While monitoring GLM across the central Great Plains on 19 Jun 2018 it was noted that several storm clusters showed single, small, dim flashes along their trailing edges. These features would come and go over time and seemed highly out of place being so far removed from the strongest updrafts. The flashes appeared to be well into the anvil region and at a greater distance from the storm cores than parallax would suggest. Neighboring pixels were more uniform and the overall lightning behavior fit within the conceptual model of mature thunderstorms.
The example shown, with the flashes in question circled, has Flash Extent Density (UL) values of 1 with Average Flash Area (UR) values consistently at 74.0 km2. The Total Optical Energy (LL) with these suspicious flashes sampled between .7 and 1.0 fJ. After communicating with Eric Bruning it was confirmed that these single, small, dim flashes as depicted by GLM on the north side of the storm cluster were likely associated with lightning further down beneath the cloud where the majority of light was blocked.

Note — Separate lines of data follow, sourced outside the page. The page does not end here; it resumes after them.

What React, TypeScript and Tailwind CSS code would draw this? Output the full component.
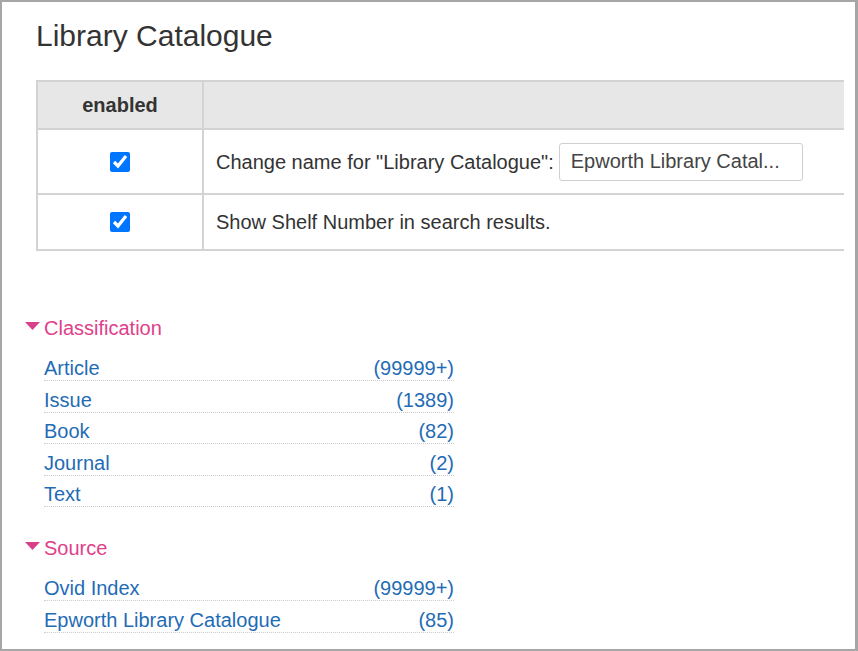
import type { ReactNode } from 'react';

interface FacetItem {
  label: string;
  count: string;
}

const classification: FacetItem[] = [
  { label: 'Article', count: '(99999+)' },
  { label: 'Issue', count: '(1389)' },
  { label: 'Book', count: '(82)' },
  { label: 'Journal', count: '(2)' },
  { label: 'Text', count: '(1)' },
];

const sources: FacetItem[] = [
  { label: 'Ovid Index', count: '(99999+)' },
  { label: 'Epworth Library Catalogue', count: '(85)' },
];

function Facet({ title, items, className }: { title: string; items: FacetItem[]; className?: string }) {
  return (
    <div className={className}>
      {/* Heading with caret */}
      <div className="flex items-center h-[28px] text-[20px] leading-[28px] text-[#e0408a]">
        <svg width="15" height="8" viewBox="0 0 15 8" className="shrink-0 mr-[4px] -mt-[4px]">
          <polygon points="0,0 15,0 7.5,8" fill="#d9408a" />
        </svg>
        <span>{title}</span>
      </div>
      <ul className="mt-[7.5px] ml-[19px] w-[410px]">
        {items.map((item) => (
          <li
            key={item.label}
            className="flex justify-between pt-[6.5px] leading-[24px] text-[20px] text-[#1f6cb5] border-b border-dotted border-[#cccccc]"
          >
            <span>{item.label}</span>
            <span>{item.count}</span>
          </li>
        ))}
      </ul>
    </div>
  );
}

function Row({ children, height }: { children: ReactNode; height: string }) {
  return (
    <div className={`flex border-b-2 border-[#d3d3d3] ${height}`}>
      <div className="w-[166px] shrink-0 flex items-center justify-center border-r-2 border-[#d3d3d3]">
        <input type="checkbox" checked readOnly className="w-[20px] h-[20px] accent-[#0075ff]" />
      </div>
      <div className="flex-1 flex items-center pl-[12px]">{children}</div>
    </div>
  );
}

export default function App() {
  return (
    <div
      className="w-[858px] h-[651px] bg-white border-2 border-r-[3px] border-[#a6a6a6] overflow-hidden text-[#333]"
      style={{ fontFamily: '"Liberation Sans", Arial, sans-serif' }}
    >
      <h1 className="pt-[16px] pl-[34px] text-[30px] leading-[36px] font-normal text-[#333]">Library Catalogue</h1>

      {/* Settings table */}
      <div className="mt-[26px] ml-[34px] w-[808px] border-l-2 border-t-2 border-[#d3d3d3] text-[20px]">
        <div className="flex h-[48px] bg-[#e7e7e7] border-b-2 border-[#d3d3d3]">
          <div className="w-[166px] shrink-0 flex items-center justify-center font-bold border-r-2 border-[#d3d3d3]">
            enabled
          </div>
          <div className="flex-1" />
        </div>
        <Row height="h-[65px]">
          <span>Change name for "Library Catalogue":</span>
          <input
            type="text"
            readOnly
            value="Epworth Library Catal..."
            className="ml-[5px] w-[244px] h-[38px] border border-[#cfcfcf] rounded-[3px] pl-[11px] text-[20px] text-[#444] outline-none"
          />
        </Row>
        <Row height="h-[56px]">
          <span>Show Shelf Number in search results.</span>
        </Row>
      </div>

      {/* Facets */}
      <div className="pl-[23px]">
        <Facet title="Classification" items={classification} className="mt-[63px]" />
        <Facet title="Source" items={sources} className="mt-[27px]" />
      </div>
    </div>
  );
}
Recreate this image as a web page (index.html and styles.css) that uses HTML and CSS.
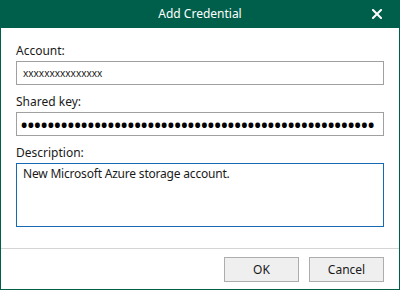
FILE: index.html
```html
<!DOCTYPE html>
<html lang="en">

<head>
    <meta charset="UTF-8">
    <meta name="viewport" content="width=device-width, initial-scale=1.0">
    <title>Add Credential</title>
    <link rel="stylesheet" href="styles.css">
</head>

<body>
    <div class="dialog">
        <div class="title-bar">
            <span class="title">Add Credential</span>
            <button class="close-btn" aria-label="Close">
                <svg width="10" height="10" viewBox="0 0 10 10">
                    <path d="M1 1 L9 9 M9 1 L1 9" stroke="#fff" stroke-width="2" fill="none" stroke-linecap="square" />
                </svg>
            </button>
        </div>

        <div class="content">
            <div class="field first">
                <label for="account">Account:</label>
                <input type="text" id="account" class="text-input" value="xxxxxxxxxxxxxxx">
            </div>

            <div class="field">
                <label for="sharedKey">Shared key:</label>
                <input type="password" id="sharedKey" class="text-input password" value="xxxxxxxxxxxxxxxxxxxxxxxxxxxxxxxxxxxxxxxxxxxxxxxxxxxxx">
            </div>

            <div class="field">
                <label for="description">Description:</label>
                <textarea id="description" class="text-area">New Microsoft Azure storage account.</textarea>
            </div>
        </div>

        <div class="footer">
            <button class="dlg-btn">OK</button>
            <button class="dlg-btn">Cancel</button>
        </div>
    </div>
</body>

</html>
```

FILE: styles.css
```css
body {
    margin: 0;
    padding: 0;
    background: #ffffff;
    font-family: "Noto Sans", "Open Sans", sans-serif;
    font-size: 12px;
    color: #1a1a1a;
}

.dialog {
    width: 400px;
    height: 290px;
    box-sizing: border-box;
    border: 1px solid #005f4b;
    border-top: none;
    display: flex;
    flex-direction: column;
    background: #ffffff;
}

.title-bar {
    height: 28px;
    margin: 0 -1px;
    background-color: #005f4b;
    color: #ffffff;
    display: flex;
    align-items: center;
    justify-content: center;
    position: relative;
}

.title {
    line-height: 28px;
    font-size: 12px;
}

.close-btn {
    position: absolute;
    right: 18px;
    top: 9px;
    width: 10px;
    height: 10px;
    padding: 0;
    border: none;
    background: none;
    display: flex;
    cursor: pointer;
}

.content {
    flex: 1;
    padding: 0 15px;
}

.field {
    display: flex;
    flex-direction: column;
    margin-top: 9px;
}

.field.first {
    margin-top: 15px;
}

label {
    line-height: 16px;
    margin-bottom: 2px;
}

.text-input {
    height: 24px;
    box-sizing: border-box;
    border: 1px solid #a0a0a0;
    padding: 0 6px;
    font-family: "Noto Sans", "Open Sans", sans-serif;
    font-size: 10px;
    color: #1a1a1a;
    outline: none;
}

.password {
    font-size: 22px;
    letter-spacing: -1.6px;
    padding: 0 3px;
    color: #000;
}

.text-area {
    height: 64px;
    box-sizing: border-box;
    border: 1px solid #1769b3;
    padding: 2px 6px;
    font-family: "Noto Sans", "Open Sans", sans-serif;
    font-size: 12px;
    letter-spacing: -0.2px;
    line-height: 16px;
    color: #1a1a1a;
    resize: none;
    outline: none;
}

.footer {
    height: 41px;
    box-sizing: border-box;
    border-top: 1px solid #d4d4d4;
    padding: 8px 15px 0 0;
    display: flex;
    justify-content: flex-end;
    align-items: flex-start;
    gap: 10px;
}

.dlg-btn {
    width: 75px;
    height: 25px;
    border: 1px solid #adadad;
    background-color: #efefef;
    font-family: "Noto Sans", "Open Sans", sans-serif;
    font-size: 12px;
    color: #1a1a1a;
    padding: 0;
    cursor: pointer;
}
```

Just enough light emerged along the cloud edges to light up single pixels on GLM.
The original concern was that these GLM flashes might have been false detections or some other artifact of the viewing angle of the storm given the small size and low energy output but in hindsight were likely real flashes. Eric noted that the observed values of flash area and total energy fell within the detectable ranges of the system and algorithms are in place to limit such false detections.
Since this date, I have added a visible and IR satellite image to my 4-panel to help better diagnose these flashes that appear along cloud edges.